■ Task goal:
Set the lines down again exactly, first line through the line that contains "const activeTab = ref('Documents')", with no pictures.
· · · · · · ·
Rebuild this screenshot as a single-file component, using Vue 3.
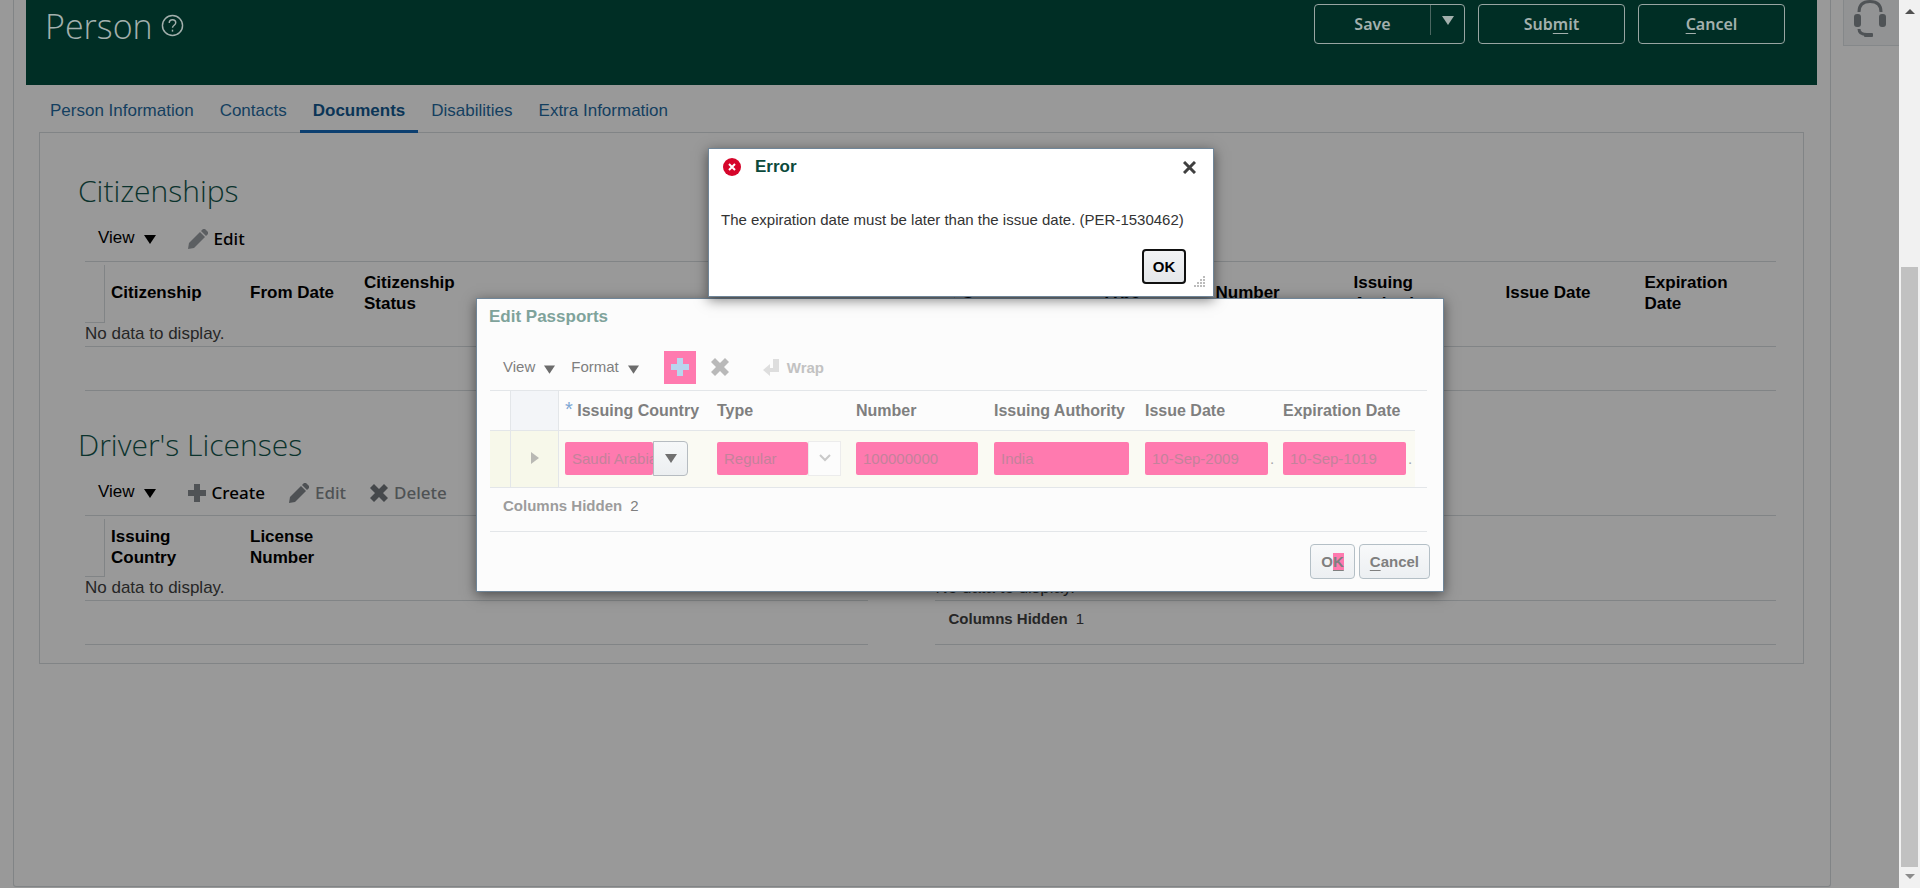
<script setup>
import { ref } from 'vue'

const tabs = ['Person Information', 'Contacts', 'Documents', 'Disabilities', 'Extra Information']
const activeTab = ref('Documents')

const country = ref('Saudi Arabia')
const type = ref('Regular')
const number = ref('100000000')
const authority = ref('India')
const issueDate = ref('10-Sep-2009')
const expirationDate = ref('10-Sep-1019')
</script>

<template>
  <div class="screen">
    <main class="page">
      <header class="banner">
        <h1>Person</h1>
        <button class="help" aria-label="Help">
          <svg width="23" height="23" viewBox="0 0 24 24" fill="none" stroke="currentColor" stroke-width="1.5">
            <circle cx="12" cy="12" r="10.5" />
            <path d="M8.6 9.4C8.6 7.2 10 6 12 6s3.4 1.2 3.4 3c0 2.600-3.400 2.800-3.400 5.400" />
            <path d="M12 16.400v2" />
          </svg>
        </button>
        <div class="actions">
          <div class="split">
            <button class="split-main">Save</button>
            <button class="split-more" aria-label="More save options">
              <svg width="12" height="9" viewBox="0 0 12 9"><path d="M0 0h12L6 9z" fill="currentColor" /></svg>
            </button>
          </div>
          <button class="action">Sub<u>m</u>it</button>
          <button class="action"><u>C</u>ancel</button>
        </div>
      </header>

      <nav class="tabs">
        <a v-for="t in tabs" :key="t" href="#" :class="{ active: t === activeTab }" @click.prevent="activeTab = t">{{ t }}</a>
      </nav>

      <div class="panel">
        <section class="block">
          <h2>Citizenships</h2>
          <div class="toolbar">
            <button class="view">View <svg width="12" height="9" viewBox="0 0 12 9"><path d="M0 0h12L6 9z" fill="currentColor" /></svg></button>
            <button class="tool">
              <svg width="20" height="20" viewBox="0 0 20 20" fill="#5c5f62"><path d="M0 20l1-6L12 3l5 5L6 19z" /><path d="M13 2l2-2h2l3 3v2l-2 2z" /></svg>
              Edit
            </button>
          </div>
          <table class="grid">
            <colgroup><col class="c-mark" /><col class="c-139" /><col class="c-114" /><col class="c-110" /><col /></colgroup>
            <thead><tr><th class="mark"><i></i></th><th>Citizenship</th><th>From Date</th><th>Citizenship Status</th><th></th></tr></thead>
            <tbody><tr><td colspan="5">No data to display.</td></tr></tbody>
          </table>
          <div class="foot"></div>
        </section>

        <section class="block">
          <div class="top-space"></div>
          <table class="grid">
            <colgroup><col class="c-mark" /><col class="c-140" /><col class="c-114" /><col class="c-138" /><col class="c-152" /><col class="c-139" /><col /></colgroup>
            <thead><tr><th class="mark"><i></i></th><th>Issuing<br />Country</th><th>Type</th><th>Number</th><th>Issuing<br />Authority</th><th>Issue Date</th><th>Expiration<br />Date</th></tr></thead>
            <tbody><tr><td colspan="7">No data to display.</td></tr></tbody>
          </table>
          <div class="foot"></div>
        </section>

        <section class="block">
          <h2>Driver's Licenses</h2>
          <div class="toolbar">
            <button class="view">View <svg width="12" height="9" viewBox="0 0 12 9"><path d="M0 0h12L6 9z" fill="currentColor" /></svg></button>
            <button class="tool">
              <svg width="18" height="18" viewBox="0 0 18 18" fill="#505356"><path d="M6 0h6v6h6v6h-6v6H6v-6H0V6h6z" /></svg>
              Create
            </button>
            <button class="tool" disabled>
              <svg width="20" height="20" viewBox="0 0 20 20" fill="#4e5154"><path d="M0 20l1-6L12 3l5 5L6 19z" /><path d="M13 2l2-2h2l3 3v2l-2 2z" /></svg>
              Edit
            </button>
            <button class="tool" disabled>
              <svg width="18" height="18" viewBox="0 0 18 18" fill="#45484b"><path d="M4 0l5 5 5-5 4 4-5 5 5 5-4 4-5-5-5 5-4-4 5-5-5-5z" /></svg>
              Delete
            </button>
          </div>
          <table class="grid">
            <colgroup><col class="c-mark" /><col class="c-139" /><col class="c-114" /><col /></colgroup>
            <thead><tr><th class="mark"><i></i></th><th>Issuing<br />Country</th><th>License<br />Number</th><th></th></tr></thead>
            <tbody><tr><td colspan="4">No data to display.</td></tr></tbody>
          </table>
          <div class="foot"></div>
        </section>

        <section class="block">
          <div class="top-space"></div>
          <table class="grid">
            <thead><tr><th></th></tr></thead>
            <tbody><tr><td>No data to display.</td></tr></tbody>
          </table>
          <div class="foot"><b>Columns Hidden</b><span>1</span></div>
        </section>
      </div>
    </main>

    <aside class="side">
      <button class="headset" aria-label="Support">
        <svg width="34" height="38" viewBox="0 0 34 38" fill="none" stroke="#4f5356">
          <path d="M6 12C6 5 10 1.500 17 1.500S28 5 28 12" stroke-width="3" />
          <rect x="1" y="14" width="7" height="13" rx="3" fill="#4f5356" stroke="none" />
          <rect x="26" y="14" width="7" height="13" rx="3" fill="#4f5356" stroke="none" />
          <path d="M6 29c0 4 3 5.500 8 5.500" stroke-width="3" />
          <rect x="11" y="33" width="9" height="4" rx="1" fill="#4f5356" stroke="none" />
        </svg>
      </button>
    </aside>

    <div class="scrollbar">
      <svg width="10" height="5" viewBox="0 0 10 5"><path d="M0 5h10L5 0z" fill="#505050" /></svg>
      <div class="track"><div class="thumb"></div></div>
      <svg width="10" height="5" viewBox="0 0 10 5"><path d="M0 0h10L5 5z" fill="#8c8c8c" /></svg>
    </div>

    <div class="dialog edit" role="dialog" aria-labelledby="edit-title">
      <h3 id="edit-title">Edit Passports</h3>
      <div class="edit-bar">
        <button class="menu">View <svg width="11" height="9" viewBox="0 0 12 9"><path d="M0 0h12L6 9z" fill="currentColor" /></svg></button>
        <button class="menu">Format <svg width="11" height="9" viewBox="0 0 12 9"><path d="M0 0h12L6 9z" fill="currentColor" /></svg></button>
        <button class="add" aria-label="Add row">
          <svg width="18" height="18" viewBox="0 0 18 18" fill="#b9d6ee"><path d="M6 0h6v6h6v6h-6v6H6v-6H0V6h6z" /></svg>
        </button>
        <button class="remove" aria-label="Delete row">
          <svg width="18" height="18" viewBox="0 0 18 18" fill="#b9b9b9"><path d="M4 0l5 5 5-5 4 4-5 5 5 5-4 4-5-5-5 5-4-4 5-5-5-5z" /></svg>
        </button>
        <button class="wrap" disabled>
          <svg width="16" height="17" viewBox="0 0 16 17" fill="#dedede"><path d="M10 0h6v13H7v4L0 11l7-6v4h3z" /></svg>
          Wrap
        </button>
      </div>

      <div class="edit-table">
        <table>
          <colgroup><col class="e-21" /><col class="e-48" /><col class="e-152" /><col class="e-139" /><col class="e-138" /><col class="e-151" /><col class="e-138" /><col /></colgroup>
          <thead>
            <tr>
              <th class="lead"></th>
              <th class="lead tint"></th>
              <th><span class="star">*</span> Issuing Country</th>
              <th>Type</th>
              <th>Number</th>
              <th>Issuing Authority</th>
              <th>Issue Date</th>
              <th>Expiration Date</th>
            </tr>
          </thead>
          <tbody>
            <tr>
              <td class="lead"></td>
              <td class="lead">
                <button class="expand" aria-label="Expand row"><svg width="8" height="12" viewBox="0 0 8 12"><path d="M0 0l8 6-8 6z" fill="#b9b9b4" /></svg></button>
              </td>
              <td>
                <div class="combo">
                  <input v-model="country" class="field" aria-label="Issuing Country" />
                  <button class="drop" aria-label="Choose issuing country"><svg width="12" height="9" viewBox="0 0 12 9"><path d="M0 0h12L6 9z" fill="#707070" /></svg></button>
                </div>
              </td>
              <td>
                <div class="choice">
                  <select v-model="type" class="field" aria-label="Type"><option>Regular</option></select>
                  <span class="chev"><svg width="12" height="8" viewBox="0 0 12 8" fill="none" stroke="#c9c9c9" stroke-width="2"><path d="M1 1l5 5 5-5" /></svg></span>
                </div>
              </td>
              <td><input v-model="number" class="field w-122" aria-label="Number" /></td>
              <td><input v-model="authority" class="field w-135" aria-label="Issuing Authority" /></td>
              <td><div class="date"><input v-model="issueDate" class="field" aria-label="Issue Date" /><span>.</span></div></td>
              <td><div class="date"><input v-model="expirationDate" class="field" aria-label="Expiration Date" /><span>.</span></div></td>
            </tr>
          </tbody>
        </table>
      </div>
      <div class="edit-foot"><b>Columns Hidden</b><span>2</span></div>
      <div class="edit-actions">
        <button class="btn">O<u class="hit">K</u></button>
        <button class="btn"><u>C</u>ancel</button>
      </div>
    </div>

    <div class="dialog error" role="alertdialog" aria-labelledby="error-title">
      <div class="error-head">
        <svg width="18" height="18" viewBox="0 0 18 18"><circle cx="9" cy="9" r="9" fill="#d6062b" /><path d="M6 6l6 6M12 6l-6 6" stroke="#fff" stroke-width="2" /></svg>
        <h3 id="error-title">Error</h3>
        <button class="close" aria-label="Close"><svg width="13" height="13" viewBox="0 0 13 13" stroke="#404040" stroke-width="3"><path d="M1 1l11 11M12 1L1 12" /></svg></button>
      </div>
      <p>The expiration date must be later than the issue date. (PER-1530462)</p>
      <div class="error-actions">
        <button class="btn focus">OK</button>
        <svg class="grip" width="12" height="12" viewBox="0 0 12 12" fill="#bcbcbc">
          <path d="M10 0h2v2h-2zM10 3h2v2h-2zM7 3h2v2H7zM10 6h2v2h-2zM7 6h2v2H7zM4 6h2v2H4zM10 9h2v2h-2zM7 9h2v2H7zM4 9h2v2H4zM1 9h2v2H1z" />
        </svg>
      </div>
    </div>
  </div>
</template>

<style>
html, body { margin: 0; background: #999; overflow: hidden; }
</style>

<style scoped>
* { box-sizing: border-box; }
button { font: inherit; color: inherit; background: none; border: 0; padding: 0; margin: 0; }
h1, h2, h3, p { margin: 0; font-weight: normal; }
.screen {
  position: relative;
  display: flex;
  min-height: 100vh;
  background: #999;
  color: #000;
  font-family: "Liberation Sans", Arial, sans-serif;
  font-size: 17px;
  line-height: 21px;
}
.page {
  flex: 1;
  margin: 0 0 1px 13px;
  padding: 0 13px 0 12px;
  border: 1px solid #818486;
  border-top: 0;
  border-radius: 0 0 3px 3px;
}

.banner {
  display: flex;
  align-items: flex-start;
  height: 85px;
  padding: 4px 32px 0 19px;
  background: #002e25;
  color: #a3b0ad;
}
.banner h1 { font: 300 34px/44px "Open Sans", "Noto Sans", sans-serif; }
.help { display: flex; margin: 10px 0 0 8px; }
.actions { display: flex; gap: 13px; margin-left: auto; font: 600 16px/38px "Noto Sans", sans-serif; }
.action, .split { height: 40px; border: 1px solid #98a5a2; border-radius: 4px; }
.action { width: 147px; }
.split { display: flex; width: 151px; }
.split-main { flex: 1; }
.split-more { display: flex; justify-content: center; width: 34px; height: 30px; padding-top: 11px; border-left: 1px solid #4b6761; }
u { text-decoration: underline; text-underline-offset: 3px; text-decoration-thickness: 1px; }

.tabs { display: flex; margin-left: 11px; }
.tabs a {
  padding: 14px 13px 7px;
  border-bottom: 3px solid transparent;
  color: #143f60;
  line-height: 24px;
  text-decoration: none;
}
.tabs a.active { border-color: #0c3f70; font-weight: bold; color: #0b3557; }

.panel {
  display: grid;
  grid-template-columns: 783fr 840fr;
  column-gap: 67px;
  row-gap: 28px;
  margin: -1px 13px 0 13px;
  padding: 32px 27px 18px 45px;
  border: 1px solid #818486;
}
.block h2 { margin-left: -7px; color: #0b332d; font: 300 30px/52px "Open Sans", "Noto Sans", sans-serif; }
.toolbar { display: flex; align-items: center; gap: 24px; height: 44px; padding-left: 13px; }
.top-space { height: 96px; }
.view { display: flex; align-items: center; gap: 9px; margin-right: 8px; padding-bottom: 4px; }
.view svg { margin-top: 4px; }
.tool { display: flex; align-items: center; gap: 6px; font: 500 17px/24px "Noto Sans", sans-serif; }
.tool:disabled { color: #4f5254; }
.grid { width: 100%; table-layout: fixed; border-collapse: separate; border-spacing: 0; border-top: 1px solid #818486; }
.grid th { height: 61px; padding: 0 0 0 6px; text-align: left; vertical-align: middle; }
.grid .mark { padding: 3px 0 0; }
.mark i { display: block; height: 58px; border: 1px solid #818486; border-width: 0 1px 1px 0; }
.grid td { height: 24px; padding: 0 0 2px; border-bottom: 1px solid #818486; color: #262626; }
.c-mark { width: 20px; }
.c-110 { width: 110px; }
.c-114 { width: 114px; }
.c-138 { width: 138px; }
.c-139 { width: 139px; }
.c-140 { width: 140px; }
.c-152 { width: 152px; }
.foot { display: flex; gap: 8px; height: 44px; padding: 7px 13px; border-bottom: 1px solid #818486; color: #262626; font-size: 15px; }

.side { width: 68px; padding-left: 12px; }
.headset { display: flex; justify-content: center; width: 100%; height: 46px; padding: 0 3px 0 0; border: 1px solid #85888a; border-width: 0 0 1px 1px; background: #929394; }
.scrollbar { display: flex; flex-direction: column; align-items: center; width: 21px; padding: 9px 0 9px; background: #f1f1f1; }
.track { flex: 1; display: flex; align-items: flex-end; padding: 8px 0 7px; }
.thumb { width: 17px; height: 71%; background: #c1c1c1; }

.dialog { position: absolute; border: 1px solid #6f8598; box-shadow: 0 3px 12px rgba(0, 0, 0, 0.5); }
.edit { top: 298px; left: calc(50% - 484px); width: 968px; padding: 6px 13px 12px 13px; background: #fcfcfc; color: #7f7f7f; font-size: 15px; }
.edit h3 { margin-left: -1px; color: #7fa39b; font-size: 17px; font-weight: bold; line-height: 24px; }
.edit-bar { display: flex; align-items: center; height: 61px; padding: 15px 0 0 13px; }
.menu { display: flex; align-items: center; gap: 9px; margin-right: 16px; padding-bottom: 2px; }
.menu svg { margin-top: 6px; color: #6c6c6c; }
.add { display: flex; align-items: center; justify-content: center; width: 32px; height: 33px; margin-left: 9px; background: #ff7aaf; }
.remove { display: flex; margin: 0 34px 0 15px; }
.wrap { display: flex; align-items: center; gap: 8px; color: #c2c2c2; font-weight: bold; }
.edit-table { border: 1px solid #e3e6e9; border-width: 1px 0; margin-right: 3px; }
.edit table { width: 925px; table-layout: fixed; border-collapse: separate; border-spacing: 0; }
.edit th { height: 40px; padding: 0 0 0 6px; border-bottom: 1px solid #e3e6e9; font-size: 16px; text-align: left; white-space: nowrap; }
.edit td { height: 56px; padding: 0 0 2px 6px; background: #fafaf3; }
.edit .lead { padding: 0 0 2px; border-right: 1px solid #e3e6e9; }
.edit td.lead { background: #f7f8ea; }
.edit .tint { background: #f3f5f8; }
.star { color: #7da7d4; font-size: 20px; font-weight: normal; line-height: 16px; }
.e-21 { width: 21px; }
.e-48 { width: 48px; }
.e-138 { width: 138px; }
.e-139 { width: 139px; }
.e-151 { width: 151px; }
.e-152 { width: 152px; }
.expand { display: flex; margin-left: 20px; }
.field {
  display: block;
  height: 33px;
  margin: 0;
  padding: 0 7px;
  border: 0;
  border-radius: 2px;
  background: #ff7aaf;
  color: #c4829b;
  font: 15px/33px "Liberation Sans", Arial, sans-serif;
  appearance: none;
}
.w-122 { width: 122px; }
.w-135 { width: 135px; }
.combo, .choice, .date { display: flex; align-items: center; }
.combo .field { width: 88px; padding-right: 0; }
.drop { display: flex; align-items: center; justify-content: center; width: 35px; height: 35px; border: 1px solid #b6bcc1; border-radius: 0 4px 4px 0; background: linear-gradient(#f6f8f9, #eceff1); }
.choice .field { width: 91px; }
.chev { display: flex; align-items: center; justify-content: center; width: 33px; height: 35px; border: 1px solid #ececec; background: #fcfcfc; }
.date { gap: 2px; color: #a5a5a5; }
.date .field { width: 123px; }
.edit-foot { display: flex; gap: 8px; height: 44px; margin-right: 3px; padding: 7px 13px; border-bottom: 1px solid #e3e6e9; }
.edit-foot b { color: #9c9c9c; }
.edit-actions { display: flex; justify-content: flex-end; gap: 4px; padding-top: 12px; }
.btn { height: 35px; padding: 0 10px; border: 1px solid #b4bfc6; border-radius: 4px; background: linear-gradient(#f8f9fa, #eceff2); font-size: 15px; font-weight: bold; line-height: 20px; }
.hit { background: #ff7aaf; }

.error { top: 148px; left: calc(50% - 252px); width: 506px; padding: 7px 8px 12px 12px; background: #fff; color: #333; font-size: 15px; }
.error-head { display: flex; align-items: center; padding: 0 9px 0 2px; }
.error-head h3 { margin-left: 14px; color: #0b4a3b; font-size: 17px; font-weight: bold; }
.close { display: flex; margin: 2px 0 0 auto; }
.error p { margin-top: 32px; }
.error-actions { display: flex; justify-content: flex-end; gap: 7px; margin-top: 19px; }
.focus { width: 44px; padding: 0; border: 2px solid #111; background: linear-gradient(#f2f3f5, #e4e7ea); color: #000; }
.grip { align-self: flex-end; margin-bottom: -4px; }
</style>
· · · · · · ·
■ Task result:
Rebuild this screenshot as a single-file component, using Vue 3.
<script setup>
import { ref } from 'vue'

const tabs = ['Person Information', 'Contacts', 'Documents', 'Disabilities', 'Extra Information']
const activeTab = ref('Documents')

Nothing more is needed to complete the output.